Bug #86660 schema_redundant_indexes says longer but non-unique index is redundant
Submitted: 12 Jun 2017 16:02 Modified: 12 Jun 2017 16:35
Reporter: Gillian Gunson (OCA) Email Updates:
Status: Verified Impact on me:
None 
Category:MySQL Server: SYS Schema Severity:S3 (Non-critical)
Version:1.5.1 OS:Any
Assigned to: CPU Architecture:Any

[12 Jun 2017 16:02] Gillian Gunson
Description:
The schema_redundant_indexes view in sys schema will usually say that an index on (a, b) is redundant if there's already an index on (a, b, c), if both indexes are non-unique. Since the first is a prefix of the second. 

However, if the index on (a, b) is UNIQUE and the longer index isn't, it will report the longer (a, b, c) index as redundant. 
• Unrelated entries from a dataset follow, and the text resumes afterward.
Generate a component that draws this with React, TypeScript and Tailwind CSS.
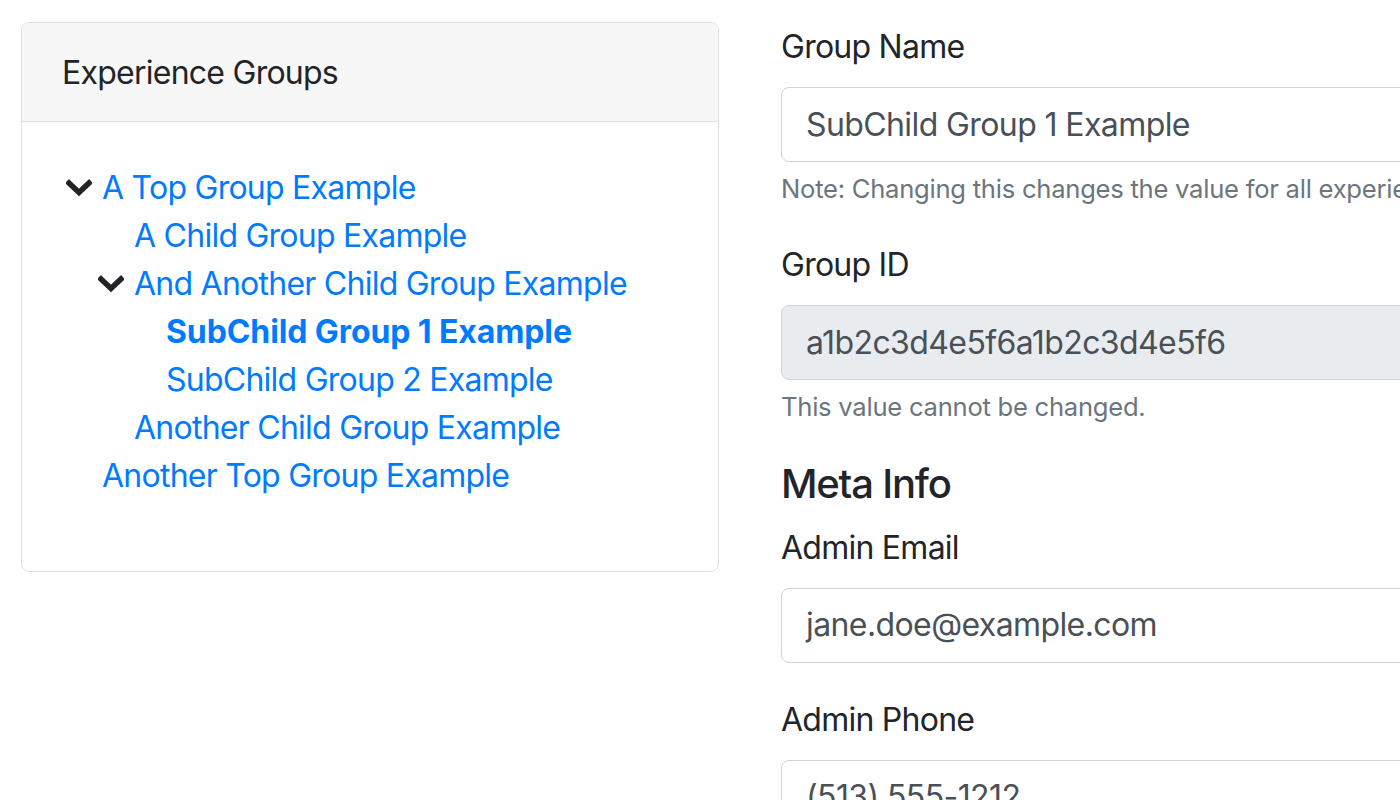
import React from 'react';

type Node = {
  label: string;
  open?: boolean;
  active?: boolean;
  children?: Node[];
};

const tree: Node[] = [
  {
    label: 'A Top Group Example',
    open: true,
    children: [
      { label: 'A Child Group Example' },
      {
        label: 'And Another Child Group Example',
        open: true,
        children: [
          { label: 'SubChild Group 1 Example', active: true },
          { label: 'SubChild Group 2 Example' },
        ],
      },
      { label: 'Another Child Group Example' },
    ],
  },
  { label: 'Another Top Group Example' },
];

const Chevron: React.FC = () => (
  <svg width="26" height="18" viewBox="0 0 26 18" className="block">
    <polyline
      points="3,4 13,13.5 23,4"
      fill="none"
      stroke="#212529"
      strokeWidth="5.5"
      strokeLinecap="square"
    />
  </svg>
);

const TreeList: React.FC<{ nodes: Node[]; nested?: boolean }> = ({ nodes, nested }) => (
  <ul className={nested ? 'pl-[32px]' : ''}>
    {nodes.map((n) => (
      <li key={n.label}>
        <div className="flex items-center h-[48px]">
          <span className="w-[40px] flex items-center pl-[4px] shrink-0">
            {n.children && n.open ? <Chevron /> : null}
          </span>
          <a
            href="#"
            className={`text-[#007bff] whitespace-nowrap ${
              n.active ? 'font-bold tracking-[-0.1px]' : ''
            }`}
          >
            {n.label}
          </a>
        </div>
        {n.children && n.open ? <TreeList nodes={n.children} nested /> : null}
      </li>
    ))}
  </ul>
);

const Field: React.FC<{
  label: string;
  value: string;
  help?: string;
  readOnly?: boolean;
}> = ({ label, value, help, readOnly }) => (
  <div className="mb-[33px]">
    <label className="block mb-[16px] leading-[48px] text-[#212529]">{label}</label>
    <div
      className={`h-[75px] border border-[#ced4da] rounded-[8px] px-[24px] flex items-center text-[#495057] tracking-[-0.6px] whitespace-nowrap ${
        readOnly ? 'bg-[#e9ecef]' : 'bg-white'
      }`}
    >
      {value}
    </div>
    {help ? (
      <small className="block mt-[8px] text-[25.6px] leading-[38.4px] tracking-[-0.25px] text-[#6c757d] whitespace-nowrap">
        {help}
      </small>
    ) : null}
  </div>
);

export default function App() {
  return (
    <div
      className="w-[1400px] h-[800px] overflow-hidden bg-white text-[32px] leading-[48px] tracking-[-0.75px] text-[#212529]"
      style={{ fontFamily: 'Inter, "Noto Sans", "Liberation Sans", sans-serif' }}
    >
      <div className="flex gap-[62px] pl-[21px] pt-[22px]">
        <div className="w-[698px] shrink-0 self-start border border-[#dfdfdf] rounded-[8px] overflow-hidden">
          <div className="bg-[#f7f7f7] border-b border-[#dfdfdf] px-[40px] pt-[26px] pb-[24px] leading-[48px]">
            Experience Groups
          </div>
          <div className="px-[40px] pt-[42px] pb-[39px]">
            <div className="mb-[32px]">
              <TreeList nodes={tree} />
            </div>
          </div>
        </div>

        <div className="w-[900px] shrink-0 pt-[1px]">
          <Field
            label="Group Name"
            value="SubChild Group 1 Example"
            help="Note: Changing this changes the value for all experiences using this group."
          />
          <Field
            label="Group ID"
            value="a1b2c3d4e5f6a1b2c3d4e5f6"
            help="This value cannot be changed."
            readOnly
          />
          <h5 className="text-[40px] leading-[48px] font-medium tracking-[-1.2px] mb-[16px]">
            Meta Info
          </h5>
          <Field label="Admin Email" value="jane.doe@example.com" />
          <Field label="Admin Phone" value="(513) 555-1212" />
        </div>
      </div>
    </div>
  );
}
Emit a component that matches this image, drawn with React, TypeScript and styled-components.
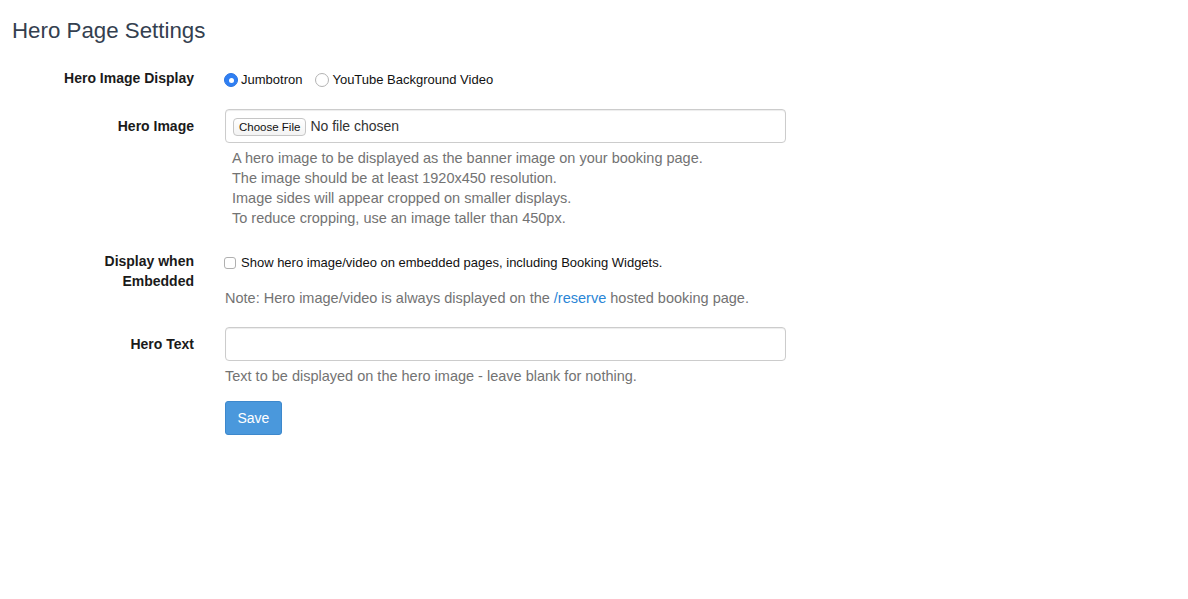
import styled, { createGlobalStyle } from 'styled-components'

const GlobalStyle = createGlobalStyle`
  html, body {
    margin: 0;
    padding: 0;
    background: #fff;
  }
  body {
    font-family: "Liberation Sans", Arial, Helvetica, sans-serif;
    font-size: 14px;
    line-height: 20px;
    color: #333;
  }
  * {
    box-sizing: border-box;
  }
`

const Page = styled.div`
  padding: 19px 0 40px;
  width: 1188px;
`

const Title = styled.h2`
  margin: 0 0 18px 12px;
  font-size: 22.3px;
  line-height: 24px;
  font-weight: 400;
  color: #34404f;
`

const FormRow = styled.div<{ gap?: number }>`
  display: grid;
  grid-template-columns: 182px 561px;
  column-gap: 31px;
  padding-left: 12px;
  margin-bottom: ${({ gap = 15 }) => gap}px;
`

const Label = styled.label`
  padding-top: 7px;
  text-align: right;
  font-weight: 700;
  font-size: 14px;
  line-height: 20px;
  color: #1a1a1a;
`

const Control = styled.div`
  display: flex;
  flex-direction: column;
  align-items: flex-start;
`

const InlineChoices = styled.div`
  display: flex;
  align-items: center;
  gap: 13px;
  min-height: 34px;
  padding-top: 4px;
  margin-left: -1px;
`

const Choice = styled.label`
  display: flex;
  align-items: center;
  gap: 3px;
  font-size: 13px;
  color: #111;
  cursor: pointer;
`

const RadioDot = styled.span<{ checked?: boolean }>`
  width: 14px;
  height: 14px;
  border-radius: 50%;
  display: inline-flex;
  align-items: center;
  justify-content: center;
  background: ${({ checked }) => (checked ? '#2f7ff3' : '#fff')};
  border: 1px solid ${({ checked }) => (checked ? '#2a74e0' : '#b3b3b3')};
  &::after {
    content: '';
    width: 5px;
    height: 5px;
    border-radius: 50%;
    background: #fff;
    display: ${({ checked }) => (checked ? 'block' : 'none')};
  }
`

const CheckBox = styled.span`
  width: 12px;
  height: 12px;
  border: 1px solid #b0b0b0;
  border-radius: 3px;
  background: #fff;
  display: inline-block;
`

const CheckLine = styled.label`
  display: flex;
  align-items: center;
  gap: 5px;
  padding-top: 9px;
  margin-left: -1px;
  font-size: 13px;
  line-height: 20px;
  color: #111;
`

const FileBox = styled.div`
  width: 561px;
  height: 34px;
  border: 1px solid #ccc;
  border-radius: 4px;
  box-shadow: inset 0 1px 1px rgba(0, 0, 0, 0.075);
  display: flex;
  align-items: center;
  gap: 4px;
  padding-left: 7px;
  font-size: 14px;
  color: #333;
`

const FileButton = styled.span`
  height: 18px;
  padding: 0 5px;
  display: inline-flex;
  align-items: center;
  border: 1px solid #c6c6c6;
  border-radius: 4px;
  background: linear-gradient(#fff, #f3f3f3);
  font-size: 11.5px;
  color: #111;
  margin-top: 1px;
`

const TextInput = styled.input`
  width: 561px;
  height: 34px;
  border: 1px solid #ccc;
  border-radius: 4px;
  box-shadow: inset 0 1px 1px rgba(0, 0, 0, 0.075);
  padding: 6px 12px;
  font: inherit;
  outline: none;
`

const Help = styled.p<{ indent?: number; top?: number; bottom?: number }>`
  margin: ${({ top = 5 }) => top}px 0 ${({ bottom = 0 }) => bottom}px;
  padding-left: ${({ indent = 0 }) => indent}px;
  font-size: 14.5px;
  line-height: 20px;
  color: #737373;
`

const Link = styled.a`
  color: #2a86d6;
  text-decoration: none;
`

const SaveButton = styled.button`
  height: 34px;
  padding: 0 11.5px;
  background: #4a98dc;
  border: 1px solid #3d88cc;
  border-radius: 3px;
  color: #fff;
  font: inherit;
  font-size: 14px;
  cursor: pointer;
`

export default function App() {
  return (
    <Page>
      <GlobalStyle />
      <Title>Hero Page Settings</Title>

      <FormRow gap={14}>
        <Label>Hero Image Display</Label>
        <Control>
          <InlineChoices>
            <Choice>
              <RadioDot checked />
              Jumbotron
            </Choice>
            <Choice>
              <RadioDot />
              YouTube Background Video
            </Choice>
          </InlineChoices>
        </Control>
      </FormRow>

      <FormRow>
        <Label>Hero Image</Label>
        <Control>
          <FileBox>
            <FileButton>Choose File</FileButton>
            No file chosen
          </FileBox>
          <Help indent={7} bottom={1}>
            A hero image to be displayed as the banner image on your booking page.
            <br />
            The image should be at least 1920x450 resolution.
            <br />
            Image sides will appear cropped on smaller displays.
            <br />
            To reduce cropping, use an image taller than 450px.
          </Help>
        </Control>
      </FormRow>

      <FormRow gap={19}>
        <Label>
          Display when
          <br />
          Embedded
        </Label>
        <Control>
          <CheckLine>
            <CheckBox />
            Show hero image/video on embedded pages, including Booking Widgets.
          </CheckLine>
          <Help top={15}>
            Note: Hero image/video is always displayed on the <Link href="#">/reserve</Link> hosted booking page.
          </Help>
        </Control>
      </FormRow>

      <FormRow>
        <Label>Hero Text</Label>
        <Control>
          <TextInput type="text" />
          <Help>Text to be displayed on the hero image - leave blank for nothing.</Help>
        </Control>
      </FormRow>

      <FormRow>
        <span />
        <Control>
          <SaveButton>Save</SaveButton>
        </Control>
      </FormRow>
    </Page>
  )
}
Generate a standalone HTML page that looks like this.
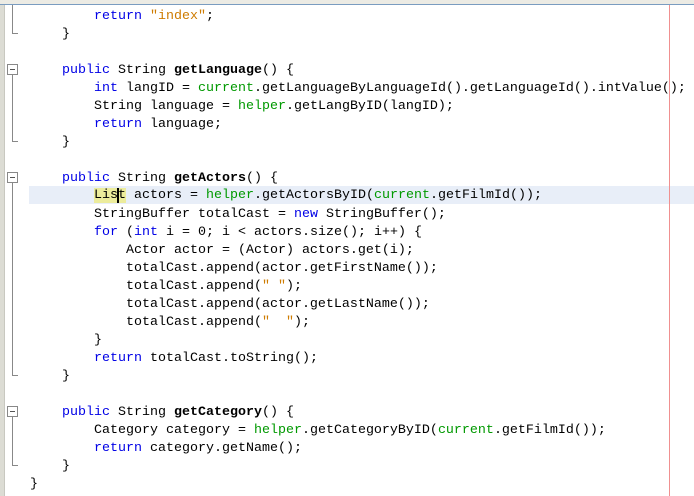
<!DOCTYPE html>
<html><head><style>
body{margin:0;width:694px;height:496px;overflow:hidden;background:#fff;position:relative;font-family:"Liberation Mono",monospace;font-size:13.33px;}
.top{position:absolute;left:0;top:0;width:694px;height:4px;background:#ecebe4;border-bottom:1px solid #7a9cc0;}
.strip{position:absolute;left:0;top:5px;width:4px;height:491px;background:#dcdcd4;border-right:1px solid #c8c8c0;}
.hl{position:absolute;left:29px;top:186px;width:665px;height:18px;background:#e8eef8;}
.margin{position:absolute;left:669px;top:5px;width:1px;height:491px;background:#f09090;}
.l{position:absolute;left:30px;height:18px;line-height:18px;margin-top:2px;white-space:pre;color:#000;}
.k{color:#0000e6}.g{color:#009900}.s{color:#ce7b00}b{font-weight:bold}
.box{position:absolute;left:7px;width:9px;height:9px;border:1px solid #888;background:#fff;}
.box:after{content:"";position:absolute;left:2px;top:4px;width:5px;height:1px;background:#555;}
.vl{position:absolute;left:12px;width:1px;background:#888;}
.end{position:absolute;left:12px;width:6px;height:1px;background:#888;}
.cur{background:#ecec9c}
.caret{position:absolute;left:117px;top:188px;width:2px;height:15px;background:#000;}
</style></head><body>
<div class="top"></div><div class="strip"></div><div class="hl"></div><div class="margin"></div>
<div class="vl" style="top:5px;height:28px"></div><div class="end" style="top:33px"></div>
<div class="box" style="top:64px"></div><div class="vl" style="top:75px;height:66px"></div><div class="end" style="top:141px"></div>
<div class="box" style="top:172px"></div><div class="vl" style="top:183px;height:192px"></div><div class="end" style="top:375px"></div>
<div class="box" style="top:406px"></div><div class="vl" style="top:417px;height:48px"></div><div class="end" style="top:465px"></div>
<div class="l" style="top:6px">        <span class="k">return</span> <span class="s">"index"</span>;</div>
<div class="l" style="top:24px">    }</div>
<div class="l" style="top:60px">    <span class="k">public</span> String <b>getLanguage</b>() {</div>
<div class="l" style="top:78px">        <span class="k">int</span> langID = <span class="g">current</span>.getLanguageByLanguageId().getLanguageId().intValue();</div>
<div class="l" style="top:96px">        String language = <span class="g">helper</span>.getLangByID(langID);</div>
<div class="l" style="top:114px">        <span class="k">return</span> language;</div>
<div class="l" style="top:132px">    }</div>
<div class="l" style="top:168px">    <span class="k">public</span> String <b>getActors</b>() {</div>
<div class="l" style="top:186px;margin-top:0;line-height:20px">        <span class="cur">List</span> actors = <span class="g">helper</span>.getActorsByID(<span class="g">current</span>.getFilmId());</div>
<div class="l" style="top:204px">        StringBuffer totalCast = <span class="k">new</span> StringBuffer();</div>
<div class="l" style="top:222px">        <span class="k">for</span> (<span class="k">int</span> i = 0; i &lt; actors.size(); i++) {</div>
<div class="l" style="top:240px">            Actor actor = (Actor) actors.get(i);</div>
<div class="l" style="top:258px">            totalCast.append(actor.getFirstName());</div>
<div class="l" style="top:276px">            totalCast.append(<span class="s">" "</span>);</div>
<div class="l" style="top:294px">            totalCast.append(actor.getLastName());</div>
<div class="l" style="top:312px">            totalCast.append(<span class="s">"  "</span>);</div>
<div class="l" style="top:330px">        }</div>
<div class="l" style="top:348px">        <span class="k">return</span> totalCast.toString();</div>
<div class="l" style="top:366px">    }</div>
<div class="l" style="top:402px">    <span class="k">public</span> String <b>getCategory</b>() {</div>
<div class="l" style="top:420px">        Category category = <span class="g">helper</span>.getCategoryByID(<span class="g">current</span>.getFilmId());</div>
<div class="l" style="top:438px">        <span class="k">return</span> category.getName();</div>
<div class="l" style="top:456px">    }</div>
<div class="l" style="top:474px">}</div>
<div class="caret"></div>
</body></html>
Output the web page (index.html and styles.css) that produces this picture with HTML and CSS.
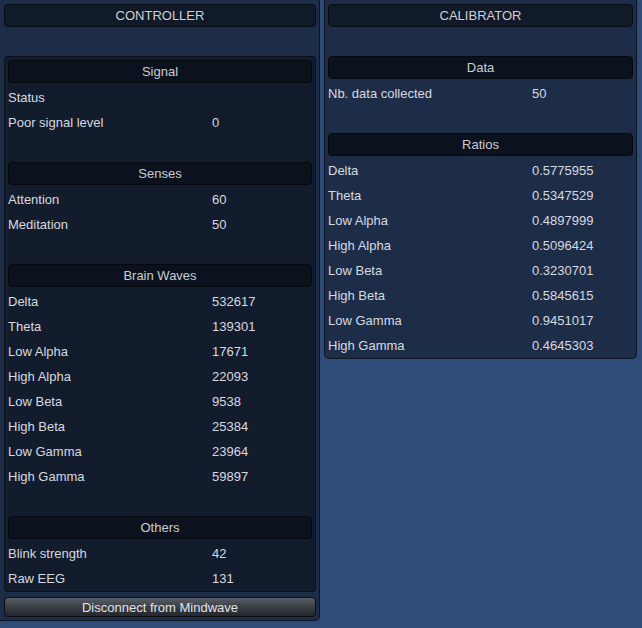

If the view was being used to decide what indexes to drop, this could be a performance degradation for queries needing filtering/covering on all 3 columns.

How to repeat:
CREATE TABLE `redundant_indexes` (
  `id` int(11) NOT NULL AUTO_INCREMENT,
  `foo_id` int(11) NOT NULL,
  `bar_id` int(11) NOT NULL,
  `baz` varchar(255) DEFAULT NULL,
  PRIMARY KEY (`id`),
  UNIQUE KEY `index_foo_id_bar_id` (`foo_id`,`bar_id`),
  KEY `index_foo_id_bar_id_baz` (`foo_id`,`bar_id`,`baz`)
) ENGINE=InnoDB DEFAULT CHARSET=utf8

mysql> select * from schema_redundant_indexes where table_name = 'redundant_indexes'\G
*************************** 1. row ***************************
              table_schema: ggunson
                table_name: redundant_indexes
      redundant_index_name: index_foo_id_bar_id_baz
   redundant_index_columns: foo_id,bar_id,baz
redundant_index_non_unique: 1
       dominant_index_name: index_foo_id_bar_id
    dominant_index_columns: foo_id,bar_id
 dominant_index_non_unique: 0
            subpart_exists: 0
            sql_drop_index: ALTER TABLE `ggunson`.`redundant_indexes` DROP INDEX `index_foo_id_bar_id_baz`
1 row in set (0.03 sec)

Suggested fix:
Have the view not report the longer index as redundant. 

The code is: https://github.com/mysql/mysql-sys/blob/master/views/i_s/schema_redundant_indexes.sql

The check for uniqueness is 

WHERE
...
(
          (redundant_keys.non_unique > dominant_keys.non_unique)
          OR (redundant_keys.non_unique = dominant_keys.non_unique 
          	AND IF(redundant_keys.index_name='PRIMARY', '', redundant_keys.index_name) > IF(dominant_keys.index_name='PRIMARY', '', dominant_keys.index_name)
          )

non_unique returns 0 for a unique index and 1 for non-unique, so the "(redundant_keys.non_unique > dominant_keys.non_unique)" is where it's reporting as TRUE.
[12 Jun 2017 16:23] Mark Leith
Verified as described - thanks!
[12 Jun 2017 16:35] Gillian Gunson
A workaround for querying schema_redundant_indexes where it doesn't report a longer non-unique index as redundant to a unique index might be:

WHERE ... length(redundant_index_columns) <= length(dominant_index_columns);

On the assumption that *_index_columns is a comma-separated list of the indexes, so the longer index will have the longer string for that column. It's a hack but it'll work in the meantime.